【漫画】問題が解けるまで獣化が解けない呪い!? 「数学オリンピック」の難問を解説するSNS漫画がスゴい

設問解説に「ストーリー」を加えた背景

――どんな経緯で『こんな始まり方ですが一応数学オリンピック予選2024解説漫画です』を制作したのですか?

きつねねね:もともと『軽率に数学漫画シリーズ』という、男の子が小さい動物と一緒に数学を楽しむ漫画を定期的に描いていました。数学をおもしろいと感じることが多く、「その気持ちをわかりやすく漫画で伝えたい」という思いから描き始めました。当初はXなどでの反響は芳しくなかったのですが、昨年アップした『数学オリンピック』(以下、数オリ)の予選2023年解説漫画が1000以上のいいねを数えたことを受け、今年も同様の解説漫画を制作することを決めました。

――主人公をネズミに変身させた狙いは?

きつねねね:1ページ目からインパクトを出すためです。昨年は“数オリ2023予選通過ボーダー取れるまで出られない部屋”という設定で、「その状況のシュールさが反響に繋がった」と考えました。ですので、今年も“数オリの問題を解かないといけない状況”を作ろうと思いました。また、人間が獣化したり変身したりする話が元々好きなので、今回は主人公をネズミ化させようと決めました。

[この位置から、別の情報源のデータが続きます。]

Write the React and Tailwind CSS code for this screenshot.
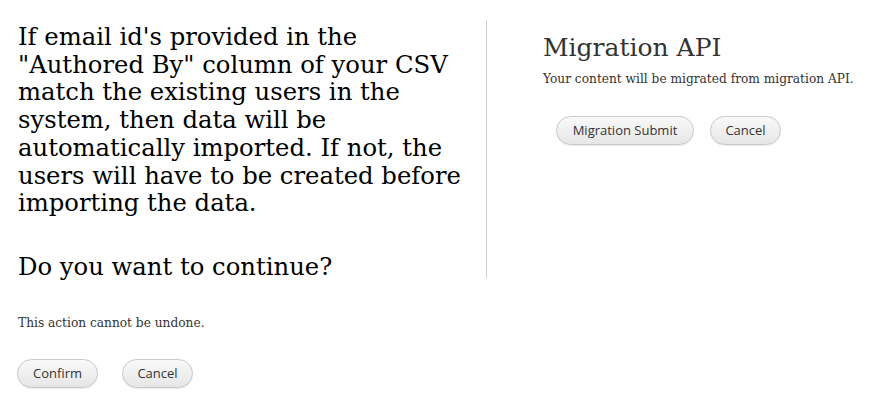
export default function App() {
  const btn =
    "h-[29px] rounded-full border border-[#c9c9c9] bg-gradient-to-b from-[#f9f9f9] to-[#e6e6e6] text-[13px] text-[#333] shadow-[0_1px_1px_rgba(0,0,0,0.08)] leading-none";
  return (
    <div className="min-h-[415px] w-[888px] bg-white font-['DejaVu_Serif',serif]">
      <div className="flex pt-[20px]">
        <div className="w-[487px] h-[258px] shrink-0 border-r border-[#cfcfcf] pl-[18px] pr-[10px]">
          <p className="text-[24.3px] leading-[27.7px] text-black pt-[3px]">
            If email id's provided in the "Authored By" column of your CSV match the existing users in the system, then data will be automatically imported. If not, the users will have to be created before importing the data.
          </p>
          <p className="mt-[36px] text-[24.3px] leading-[27.7px] text-black">Do you want to continue?</p>
        </div>
        <div className="pl-[56px]">
          <h2 className="pt-[14px] text-[25px] leading-[28px] text-[#333]">Migration API</h2>
          <p className="mt-[9px] text-[12.2px] leading-[16px] text-[#333]">Your content will be migrated from migration API.</p>
          <div className="mt-[29px] ml-[13px] flex gap-[16px] font-['Open_Sans',sans-serif]">
            <button className={`${btn} w-[138px]`}>Migration Submit</button>
            <button className={`${btn} w-[71px]`}>Cancel</button>
          </div>
        </div>
      </div>
      <div className="pl-[18px]">
        <p className="mt-[37px] text-[12.2px] leading-[16px] text-[#333]">This action cannot be undone.</p>
        <div className="mt-[28px] flex gap-[24px] font-['Open_Sans',sans-serif] -ml-[1px]">
          <button className={`${btn} w-[81px]`}>Confirm</button>
          <button className={`${btn} w-[71px]`}>Cancel</button>
        </div>
      </div>
    </div>
  );
}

――ただ単に登場人物が問題に取り組むのではなく、“問題を解いたら元の姿に戻る”というストーリーがありましたね。

きつねねね:より多くの人に読んでもらえるようにストーリーを持たせました。数オリの問題の解答・解説は多くの人が作成しており、正直なところ解説部分に新規性はありません。しかし、例えばYouTuberが受験数学を解く動画は解説が無くとも再生されるように、“解いてる人を見るだけ”でも面白さがあります。そこでこの漫画では解説のみではない要素としてストーリーを加えました。

――確かに問題内容も解説もわからないことだらけでしたが、最後まで楽しく読むことができました。

きつねねね:この構図の強みとして、主人公が問題を理解さえしていればストーリーは進むため、読者は解説を理解しなくても読むことができます。解説を理解するために読むのではなく、物語を見るために読むことができるからです。ターゲット層が“数オリを解ける人”だけではなく、“ただ面白い数学を見たい人”も加わえられたと思っています。とはいえ、このことは後付けの部分も多いのですが、私は本作が伸びた理由をこう解釈しています。

数学の面白さを様々な角度から伝えるため

――各問題をわかりやすく読んでもらうために、意識したことは何ですか?

きつねねね:もともと解説の理解しやすさより、問題や解き方の面白さを伝えることを強く意識して描きました。セリフ選びとしては「ギリギリアウトな石の個数」「nをイジる」「二乗で爆発」といった、実際の数学の試験や論文では使われない、ラフな言葉を使うことを意識しました。もちろん、数学は厳密に丁寧に行うべきです。ただ、厳密にすればするほど「何を言いたいのか?」といういわゆる“お気持ち”の部分が伝わりにくくなります。漫画の口語で解説を行えるという利点を活かし、思う存分“お気持ち”を描いたところがこだわりです。

――2問目を見て「開催年の数字が入った問題が恒例になっている」ということを知りました。本作では描かれていないものの恒例となっていることは他にもありますか?

きつねねね:これは誰に言ってもあまり共感されないのですが、大問10番は高い確率で良問が出題されていると思っています。

――「解説描くのがむずいからです」という理由から幾何の3問目は省略していましたが、実際に描くとなると何ページくらいが必要になりそうでしたか?

きつねねね:3問目は“方べきの定理”を用いる問題でした。ページ数がかかるからというよりは、図を描くことやお気持ちの説明が難しいと感じて飛ばしました。また、もっとメタ的な理由を言うと、10番まで解説をしたかったのですが10問も解説すると大変なので、間引くために飛ばしています。

――最後に今後はどのように漫画制作を展開していく予定ですか?

きつねねね:展望としては、今後も数学オリンピック解説漫画の制作を続けるとともに、受験数学や大学数学の分野にも挑戦したいです。数学の面白さを様々な角度から伝えられるよう、作品の幅を広げていきたいです。また、今年の夏東京で開催されるコミックマーケットにもし当選すれば数学漫画をいくつか販売する予定です。もしよければぜひお立ち寄りください!